Raw data »
# # # # #

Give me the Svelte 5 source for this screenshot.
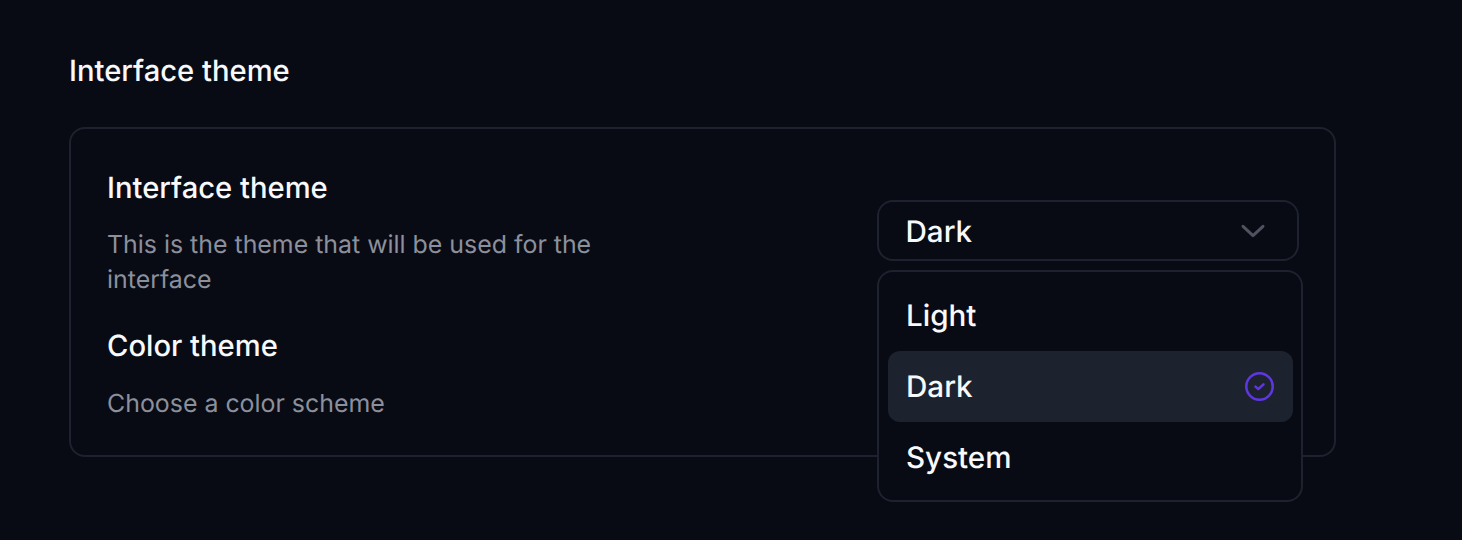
<script>
  const options = ['Light', 'Dark', 'System'];
  let selected = 'Dark';
</script>

<main class="page">
  <h2 class="heading">Interface theme</h2>
  <section class="card">
    <div class="info">
      <h3 class="label">Interface theme</h3>
      <p class="desc two">This is the theme that will be used for the interface</p>
      <h3 class="label second">Color theme</h3>
      <p class="desc last">Choose a color scheme</p>
    </div>
    <div class="control">
      <div class="trigger">
        <span>{selected}</span>
        <svg class="chev" viewBox="0 0 24 24" width="32" height="32" fill="none" stroke="#4f535f" stroke-width="2.2" stroke-linecap="round" stroke-linejoin="round"><path d="M4.5 8.5 12 15.5 19.5 8.5"/></svg>
      </div>
      <div class="menu">
        {#each options as o}
          <div class="item" class:active={o === selected}>
            <span>{o}</span>
            {#if o === selected}
              <svg viewBox="0 0 29 29" width="29" height="29" fill="none" stroke="#5f37e0" stroke-linecap="round" stroke-linejoin="round"><circle cx="14.5" cy="14.5" r="13.2" stroke-width="2.5"/><path d="M10.5 14.6 13.3 17 18.5 12.4" stroke-width="2.5"/></svg>
            {/if}
          </div>
        {/each}
      </div>
    </div>
  </section>
</main>

<style>
  :global(body) {
    margin: 0;
    background: #080b14;
    font-family: Inter, "Noto Sans", sans-serif;
    color: #fff;
    text-rendering: geometricPrecision;
  }
  .page {
    height: 540px;
    box-sizing: border-box;
    padding: 52px 126px 0 69px;
    overflow: hidden;
  }
  .heading, .label {
    margin: 0;
    font-size: 29.2px;
    font-weight: 450;
    line-height: 39px;
    color: #f8f9fb;
  }
  .heading {
    margin-bottom: 36px;
  }
  .card {
    box-sizing: border-box;
    height: 330px;
    border: 2px solid #1e222e;
    border-radius: 16px;
    padding: 40px 35px 0 36px;
    display: flex;
    justify-content: space-between;
  }
  .info {
    width: 510px;
  }
  .desc {
    margin: 20px 0 0;
    font-size: 24.9px;
    line-height: 35px;
    color: #8c909c;
  }
  .desc.last {
    margin-top: 21px;
  }
  .label.second {
    margin-top: 29px;
  }
  .control {
    position: relative;
    width: 422px;
    margin-top: 31px;
  }
  .trigger {
    box-sizing: border-box;
    height: 61px;
    border: 2px solid #1e222e;
    border-radius: 16px;
    padding: 2px 28px 0 26.5px;
    display: flex;
    align-items: center;
    justify-content: space-between;
    font-size: 29.6px;
    font-weight: 450;
    color: #f8f9fb;
  }
  .chev {
    margin-top: -2px;
  }
  .menu {
    position: absolute;
    top: 70px;
    left: 0;
    width: 426px;
    height: 232px;
    box-sizing: border-box;
    background: #080b14;
    border: 2px solid #1e222e;
    border-radius: 16px;
    padding: 9px 8px 8px 9px;
    display: flex;
    flex-direction: column;
  }
  .item {
    height: 71px;
    flex: none;
    box-sizing: border-box;
    border-radius: 12px;
    padding: 0 19px 0 18px;
    display: flex;
    align-items: center;
    justify-content: space-between;
    font-size: 29.6px;
    font-weight: 450;
    color: #f8f9fb;
  }
  .item:first-child {
    height: 70px;
  }
  .item.active {
    background: #1d232e;
  }
</style>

# # # # #

Directions »
Set down all the data again exactly as above, pictures excluded.

Output of the task »
Give me the Svelte 5 source for this screenshot.
<script>
  const options = ['Light', 'Dark', 'System'];
  let selected = 'Dark';
</script>

<main class="page">
  <h2 class="heading">Interface theme</h2>
  <section class="card">
    <div class="info">
      <h3 class="label">Interface theme</h3>
      <p class="desc two">This is the theme that will be used for the interface</p>
      <h3 class="label second">Color theme</h3>
      <p class="desc last">Choose a color scheme</p>
    </div>
    <div class="control">
      <div class="trigger">
        <span>{selected}</span>
        <svg class="chev" viewBox="0 0 24 24" width="32" height="32" fill="none" stroke="#4f535f" stroke-width="2.2" stroke-linecap="round" stroke-linejoin="round"><path d="M4.5 8.5 12 15.5 19.5 8.5"/></svg>
      </div>
      <div class="menu">
        {#each options as o}
          <div class="item" class:active={o === selected}>
            <span>{o}</span>
            {#if o === selected}
              <svg viewBox="0 0 29 29" width="29" height="29" fill="none" stroke="#5f37e0" stroke-linecap="round" stroke-linejoin="round"><circle cx="14.5" cy="14.5" r="13.2" stroke-width="2.5"/><path d="M10.5 14.6 13.3 17 18.5 12.4" stroke-width="2.5"/></svg>
            {/if}
          </div>
        {/each}
      </div>
    </div>
  </section>
</main>

<style>
  :global(body) {
    margin: 0;
    background: #080b14;
    font-family: Inter, "Noto Sans", sans-serif;
    color: #fff;
    text-rendering: geometricPrecision;
  }
  .page {
    height: 540px;
    box-sizing: border-box;
    padding: 52px 126px 0 69px;
    overflow: hidden;
  }
  .heading, .label {
    margin: 0;
    font-size: 29.2px;
    font-weight: 450;
    line-height: 39px;
    color: #f8f9fb;
  }
  .heading {
    margin-bottom: 36px;
  }
  .card {
    box-sizing: border-box;
    height: 330px;
    border: 2px solid #1e222e;
    border-radius: 16px;
    padding: 40px 35px 0 36px;
    display: flex;
    justify-content: space-between;
  }
  .info {
    width: 510px;
  }
  .desc {
    margin: 20px 0 0;
    font-size: 24.9px;
    line-height: 35px;
    color: #8c909c;
  }
  .desc.last {
    margin-top: 21px;
  }
  .label.second {
    margin-top: 29px;
  }
  .control {
    position: relative;
    width: 422px;
    margin-top: 31px;
  }
  .trigger {
    box-sizing: border-box;
    height: 61px;
    border: 2px solid #1e222e;
    border-radius: 16px;
    padding: 2px 28px 0 26.5px;
    display: flex;
    align-items: center;
    justify-content: space-between;
    font-size: 29.6px;
    font-weight: 450;
    color: #f8f9fb;
  }
  .chev {
    margin-top: -2px;
  }
  .menu {
    position: absolute;
    top: 70px;
    left: 0;
    width: 426px;
    height: 232px;
    box-sizing: border-box;
    background: #080b14;
    border: 2px solid #1e222e;
    border-radius: 16px;
    padding: 9px 8px 8px 9px;
    display: flex;
    flex-direction: column;
  }
  .item {
    height: 71px;
    flex: none;
    box-sizing: border-box;
    border-radius: 12px;
    padding: 0 19px 0 18px;
    display: flex;
    align-items: center;
    justify-content: space-between;
    font-size: 29.6px;
    font-weight: 450;
    color: #f8f9fb;
  }
  .item:first-child {
    height: 70px;
  }
  .item.active {
    background: #1d232e;
  }
</style>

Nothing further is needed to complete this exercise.